• **Short problem**
Identify every line containing the word "index" and reproduce each one.

• **Records provided**

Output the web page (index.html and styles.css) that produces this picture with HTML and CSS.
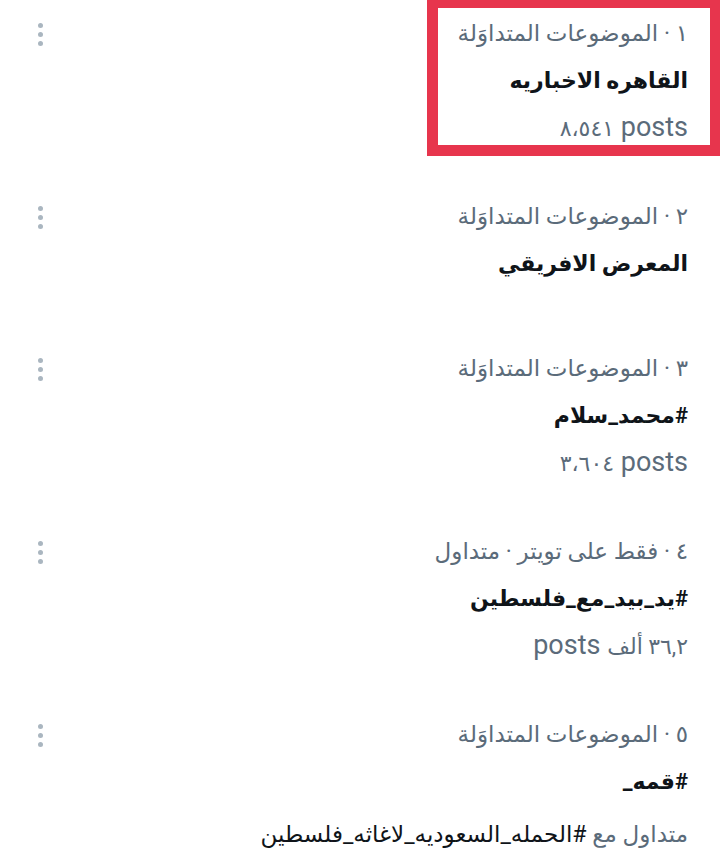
FILE: index.html
```html
<!DOCTYPE html>
<html lang="ar" dir="rtl">
<head>
  <meta charset="UTF-8" />
  <meta name="viewport" content="width=device-width, initial-scale=1.0"/>
  <title>المتداول</title>
  <link rel="stylesheet" href="styles.css">
</head>
<body>

<ul class="trends">
  <li class="trend selected">
    <div class="trend-text">
      <div class="meta">١ · الموضوعات المتداوَلة</div>
      <div class="name">القاهره الاخباريه</div>
      <div class="count">posts <span class="num">٨،٥٤١</span></div>
    </div>
    <span class="more"><i></i><i></i><i></i></span>
  </li>
  <li class="trend">
    <div class="trend-text">
      <div class="meta">٢ · الموضوعات المتداوَلة</div>
      <div class="name">المعرض الافريقي</div>
    </div>
    <span class="more"><i></i><i></i><i></i></span>
  </li>
  <li class="trend">
    <div class="trend-text">
      <div class="meta">٣ · الموضوعات المتداوَلة</div>
      <div class="name">#محمد_سلام</div>
      <div class="count">posts <span class="num">٣،٦٠٤</span></div>
    </div>
    <span class="more"><i></i><i></i><i></i></span>
  </li>
  <li class="trend">
    <div class="trend-text">
      <div class="meta">٤ · فقط على تويتر · متداول</div>
      <div class="name">#يد_بيد_مع_فلسطين</div>
      <div class="count"><span class="num">٣٦,٢ ألف</span> posts</div>
    </div>
    <span class="more"><i></i><i></i><i></i></span>
  </li>
  <li class="trend">
    <div class="trend-text">
      <div class="meta">٥ · الموضوعات المتداوَلة</div>
      <div class="name">#قمه_</div>
      <div class="with">متداول مع <b>#الحمله_السعوديه_لاغاثه_فلسطين</b></div>
    </div>
    <span class="more"><i></i><i></i><i></i></span>
  </li>
</ul>

</body>
</html>
```

FILE: styles.css
```css
* {
  box-sizing: border-box;
}
body {
  margin: 0;
  background: #fff;
  font-family: Roboto, "DejaVu Sans", sans-serif;
  color: #0f1419;
}
.trends {
  list-style: none;
  margin: 0;
  padding: 0;
}
.trend {
  display: flex;
  justify-content: space-between;
  align-items: flex-start;
  min-height: 152px;
  padding: 10px 32px 32px 38px;
}
.trend-text > div {
  height: 47px;
  line-height: 47px;
  white-space: nowrap;
}
.meta {
  font-size: 23px;
  color: #5b6b7a;
}
.name {
  font-size: 22px;
  font-weight: bold;
}
.count {
  font-size: 27px;
  color: #5b6b7a;
}
.count .num {
  font-size: 22px;
}
.trend-text > .with {
  margin-top: 6px;
  font-size: 23px;
  color: #5b6b7a;
}
.with b {
  font-weight: normal;
  color: #0f1419;
}
.more {
  display: flex;
  flex-direction: column;
  gap: 4px;
  padding-top: 13px;
}
.more i {
  display: block;
  width: 5px;
  height: 5px;
  border-radius: 50%;
  background: #aab6c0;
}
.trend.selected {
  position: relative;
}
.trend.selected::after {
  content: "";
  box-sizing: border-box;
  position: absolute;
  top: -3px;
  left: 427px;
  right: -1px;
  height: 159px;
  border: 11px solid #e7354d;
}
```
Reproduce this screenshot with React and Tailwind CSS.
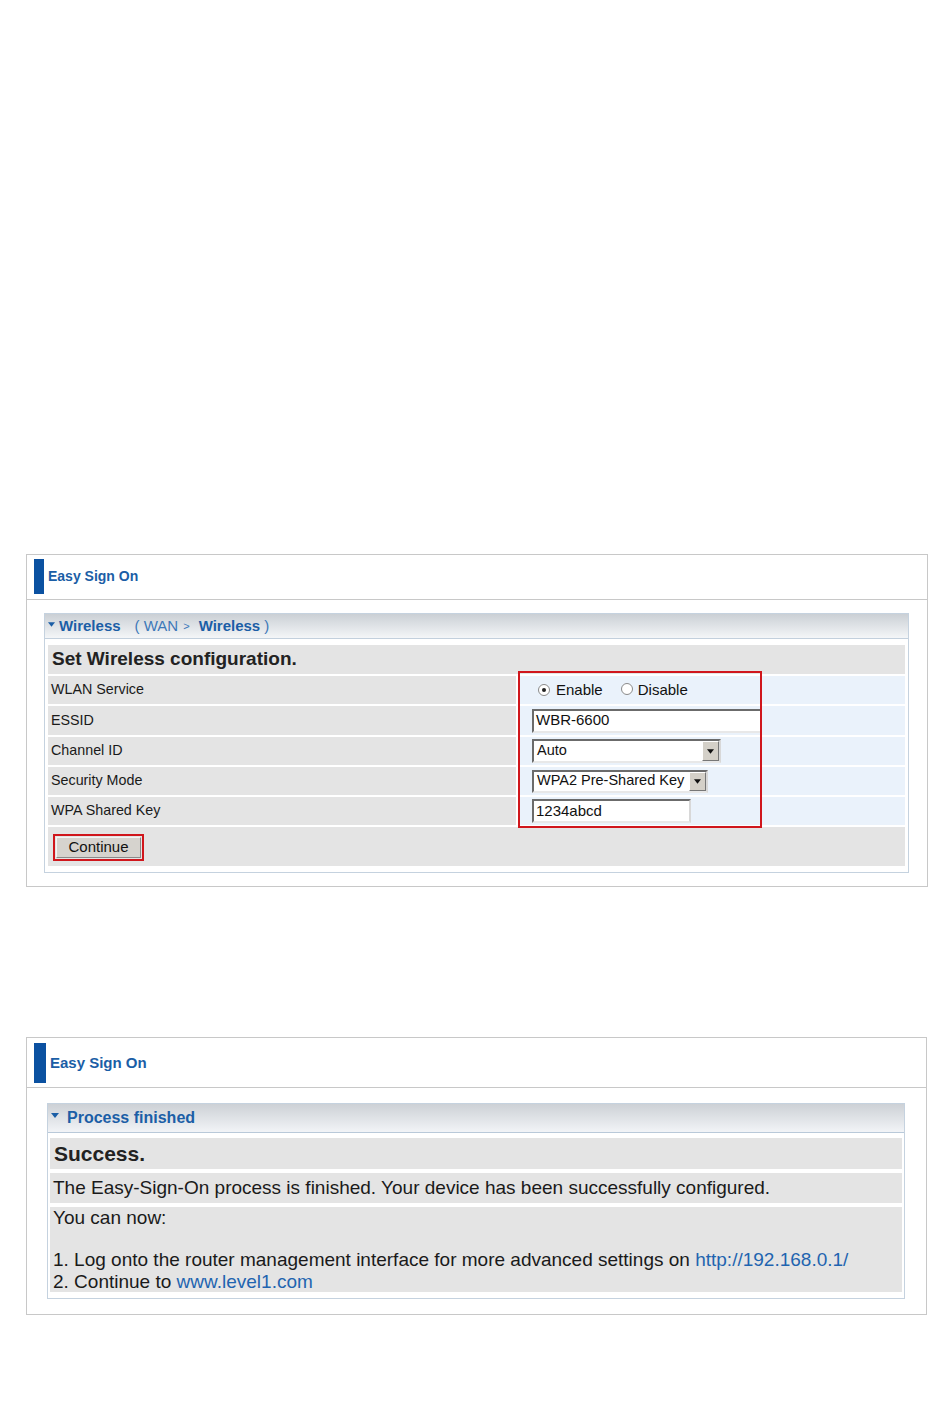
import React from 'react';

const font = { fontFamily: '"Liberation Sans", Arial, sans-serif' };

const Arrow = ({ className }) => (
  <svg viewBox="0 0 8 5" className={className}>
    <path d="M0 0h8L4 5z" fill="currentColor" />
  </svg>
);

const Radio = ({ checked }) => (
  <span className="inline-flex items-center justify-center w-[12px] h-[12px] rounded-full border border-[#8a8a8a] bg-white">
    {checked && <span className="w-[4px] h-[4px] rounded-full bg-[#222]" />}
  </span>
);

const TextBox = ({ value, width }) => (
  <div
    className={`h-[24px] bg-white border-2 border-t-[#6b6b6b] border-l-[#6b6b6b] border-r-[#d8d8d8] border-b-[#e8e8e8] flex items-center pl-[2px] text-[15px] text-[#111] ${width}`}
  >
    {value}
  </div>
);

const SelectBox = ({ value, width, height }) => (
  <div
    className={`bg-white border-2 border-t-[#6b6b6b] border-l-[#6b6b6b] border-r-[#d8d8d8] border-b-[#e8e8e8] flex items-center justify-between pl-[3px] text-[14.5px] text-[#111] ${width} ${height}`}
  >
    <span>{value}</span>
    <span className="w-[17px] h-full bg-[#d4d0c8] border border-t-white border-l-white border-r-[#777] border-b-[#777] flex items-center justify-center text-[#111]">
      <Arrow className="w-[7px] h-[5px]" />
    </span>
  </div>
);

const PanelHeader = ({ barH, barW, padTop, height, size }) => (
  <div className={`pl-[7px] border-b border-[#c8c8c8] ${padTop} ${height}`}>
    <div className="flex items-center">
      <div className={`bg-[#0b51a1] ${barW} ${barH}`} />
      <div className={`ml-[4px] font-bold text-[#1b5ea6] ${size}`}>Easy Sign On</div>
    </div>
  </div>
);

const Row = ({ label, children, height = 'h-[28px]' }) => (
  <div className={`grid grid-cols-[468px_1fr] gap-x-[2px] ${height}`}>
    <div className="bg-[#e4e4e4] flex items-center pl-[3px] text-[14.3px] text-[#1a1a1a]">{label}</div>
    <div className="bg-[#eaf2fb] flex items-center pl-[14px]">{children}</div>
  </div>
);

export default function App() {
  return (
    <div className="w-[950px] min-h-[1413px] bg-white pt-[554px]" style={font}>
      {/* wireless configuration panel */}
      <div className="ml-[26px] w-[902px] border border-[#c8c8c8]">
        <PanelHeader barH="h-[35px]" barW="w-[10px]" padTop="pt-[4px]" height="h-[45px]" size="text-[14px]" />
        <div className="pt-[13px] pb-[13px] pl-[17px]">
          <div className="w-[865px] border border-[#c5d2df]">
            <div className="h-[25px] border-b border-[#c3d0dd] bg-gradient-to-b from-[#cbd0d5] to-[#f4f6f8] flex items-center pl-[3px] text-[15px] text-[#1b5ea6]">
              <Arrow className="w-[7px] h-[5px] mr-[4px] mt-[-4px] text-[#1b5ea6]" />
              <span className="font-bold">Wireless</span>
              <span className="ml-[14px] text-[#3d78b8]">( WAN</span>
              <span className="ml-[5px] text-[#3d78b8] text-[11px]">&gt;</span>
              <span className="ml-[9px] font-bold">Wireless</span>
              <span className="ml-[4px] text-[#3d78b8]">)</span>
            </div>
            <div className="relative flex flex-col gap-[2px] px-[3px] pt-[6px] pb-[6px]">
              <div className="h-[29px] bg-[#e4e4e4] flex items-center pl-[4px] text-[19px] font-bold text-[#222]">
                Set Wireless configuration.
              </div>
              <Row label="WLAN Service">
                <div className="flex items-center text-[15px] text-[#111] pl-[6px]">
                  <Radio checked />
                  <span className="ml-[6px]">Enable</span>
                  <span className="ml-[18px]"><Radio /></span>
                  <span className="ml-[5px]">Disable</span>
                </div>
              </Row>
              <Row label="ESSID" height="h-[29px]">
                <TextBox value="WBR-6600" width="w-[230px]" />
              </Row>
              <Row label="Channel ID">
                <SelectBox value="Auto" width="w-[189px]" height="h-[24px]" />
              </Row>
              <Row label="Security Mode">
                <SelectBox value="WPA2 Pre-Shared Key" width="w-[176px]" height="h-[23px]" />
              </Row>
              <Row label="WPA Shared Key">
                <TextBox value="1234abcd" width="w-[159px]" />
              </Row>
              <div className="h-[39px] bg-[#e4e4e4] flex items-start pl-[5px] pt-[7px]">
                <div className="w-[91px] h-[27px] border-2 border-[#d0161c] p-[1px]">
                  <div className="w-full h-full bg-[#d6d3ce] border border-t-[#f4f4f4] border-l-[#f4f4f4] border-r-[#8a8a8a] border-b-[#8a8a8a] flex items-center justify-center text-[15px] text-[#111]">
                    Continue
                  </div>
                </div>
              </div>
              <div className="absolute left-[473px] top-[32px] w-[244px] h-[157px] border-2 border-[#d0161c]" />
            </div>
          </div>
        </div>
      </div>

      {/* process finished panel */}
      <div className="ml-[26px] mt-[150px] w-[901px] border border-[#c8c8c8]">
        <PanelHeader barH="h-[40px]" barW="w-[12px]" padTop="pt-[5px]" height="h-[50px]" size="text-[15px]" />
        <div className="pt-[15px] pb-[15px] pl-[20px]">
          <div className="w-[858px] border border-[#c5d2df]">
            <div className="h-[29px] border-b border-[#b9c9d9] bg-gradient-to-b from-[#cdd1d6] to-[#f2f4f7] flex items-center pl-[3px] text-[16px] font-bold text-[#1b5ea6]">
              <Arrow className="w-[8px] h-[5px] mr-[8px] mt-[-5px]" />
              Process finished
            </div>
            <div className="flex flex-col gap-[4px] px-[2px] pt-[5px] pb-[6px] text-[19px] text-[#1a1a1a]">
              <div className="h-[31px] bg-[#e4e4e4] flex items-center pl-[4px] text-[21px] font-bold text-[#222]">
                Success.
              </div>
              <div className="h-[30px] bg-[#e4e4e4] flex items-center pl-[3px]">
                The Easy-Sign-On process is finished. Your device has been successfully configured.
              </div>
              <div className="h-[85px] bg-[#e4e4e4] pl-[3px] leading-[22px]">
                <div>You can now:</div>
                <div className="h-[20px]" />
                <div>
                  1. Log onto the router management interface for more advanced settings on{' '}
                  <span className="text-[#1f64b0]">http://192.168.0.1/</span>
                </div>
                <div>
                  2. Continue to <span className="text-[#1f64b0]">www.level1.com</span>
                </div>
              </div>
            </div>
          </div>
        </div>
      </div>
    </div>
  );
}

• **Final result**
Output the web page (index.html and styles.css) that produces this picture with HTML and CSS.
FILE: index.html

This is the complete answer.